Mueller–Weiss syndrome had been traditionally considered a spontaneous osteonecrosis of the navicular bone, but there is no certain pathogenetic explanation. Pathologic evidence of osteonecrosis (empty lacunae) is seen in only a minority of pathological specimens. It is frequently bilateral and associated with increased body mass. Factors that have been thought to play a role include trauma, delayed ossification of the navicular and chronic biomechanical factors that put stress on the navicular. Multiple pathogenetic theories have been proposed over the years. Pathomechanic abnormalities involve shifting of the foot bones, which leads to a paradoxic flat foot, with a varus deformity instead of a valgus. Multiple ligaments and the posterior tibial tendon attach to the navicular. These perform a significant function in acting as a dynamic stabilizer and maintaining bipedal biomechanics.Regardless of the exact cause, the pathogenesis of Mueller-Weiss syndrome is probably multifactorial and related to chronic loading on a suboptimally ossified navicular—a bone that is predisposed to central ischemia owing to its centripetal vascular perfusion arch.

==Diagnosis==
Weight-bearing radiography of the foot is the mainstay in diagnosis. MRI can be useful early in the disease to separate MWS from mimics and demonstrate bone marrow changes and effusion in adjacent joints; this will help making a diagnosis before changes on conventional weight-bearing X-rays. Despite its distinctive radiological features, Mueller–Weiss syndrome is often a diagnosis of exclusion and is felt to be under-diagnosed.

Characteristic findings of conventional radiology include:
- Normal earliest in the disease
- Lateral collapse of the navicular
- Dorsomedial subluxation of the remnant navicular
- Lateral deviation of the talus

Severe disease may demonstrate:
- Pes planus (flat foot)
- Osteoarthritis of the talonavicular joint with or without the involvement of other midfoot joints

==Treatment==

Treatment should be commenced as early as possible. Initial treatment is conservative, with modalities including immobilization with orthoses (such as a walking boot) or short leg casts, activity modification, injections, physical therapy, radio frequency ablation, and anti-inflammatories. Failure of conservative management is more likely in patients with mid-foot abduction and radiologically noted talonavicular arthritis.

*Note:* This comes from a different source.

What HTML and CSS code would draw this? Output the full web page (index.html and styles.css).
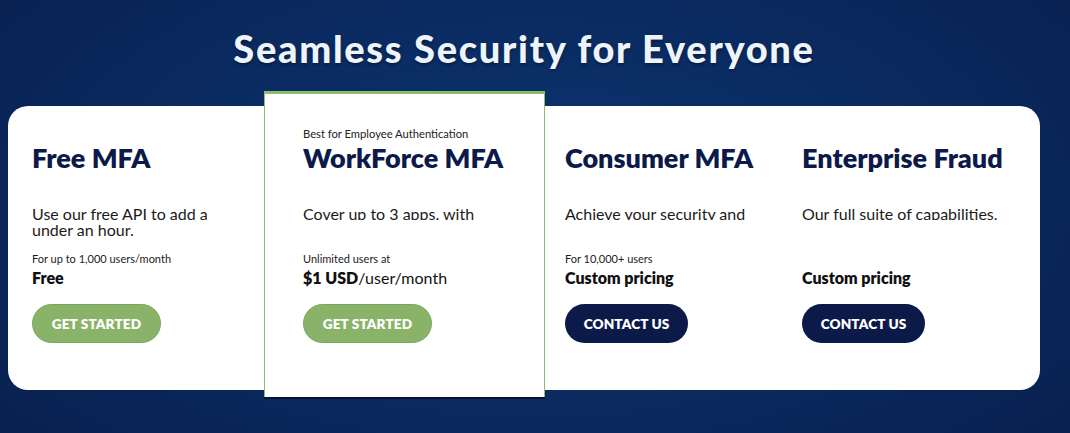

Surgical options are reserved for greater than six months of severe pain. There is no gold standard of treatment, with many surgical approaches.
==History==
In 1927 Walther Mueller, a Leipzig orthopedic surgeon, reported a case that had severe damage to the navicular bone with compression and fragmentation.I have recently had occasion to observe changes in the os naviculare pedis in the adult, which may have some similarities with the Köhler-like disease of the adolescents, which is not yet known in this form. In 1929 Konrad Weiss, an Austrian radiologist, reported two patients with similar findings. The disease was named after them, though there had been a 1925 report by Georg Schmidt of a similar case, but with no images provided. Mueller believed the problem was congenital; Weiss believed it was an osteonecrotic process as the radiological findings were similar to Keinbock's disease, another osteonecrotic condition. Since then controversy has persisted around the cause and pathogenesis of the disease. In 1939 James Frederick Brailsford, an English radiologist, described nine cases in adult women. Mueller–Weiss syndrome is also known as Brailsford disease.

==Society and culture==
 Former Tennis player Rafael Nadal has had symptoms of Mueller–Weiss in his left foot since the early part of his tennis career, being diagnosed in 2005 at age 19. He put off surgery as long as he could. He successfully continued his career after having surgery in 2021, winning the 2022 Australian and French Opens, though continuing to play through pain. In winning the French Open he had two numbing injections and anti-inflammatories before each of his seven matches to alleviate the pain; he won the tournament playing on a numb foot. He said he would not do this again. Regarding his injury: I am not injured; I am a player living with an injury. It's something that is there, and unfortunately, my day by day is difficult, honestly. It's difficult for me to accept the situation sometimes.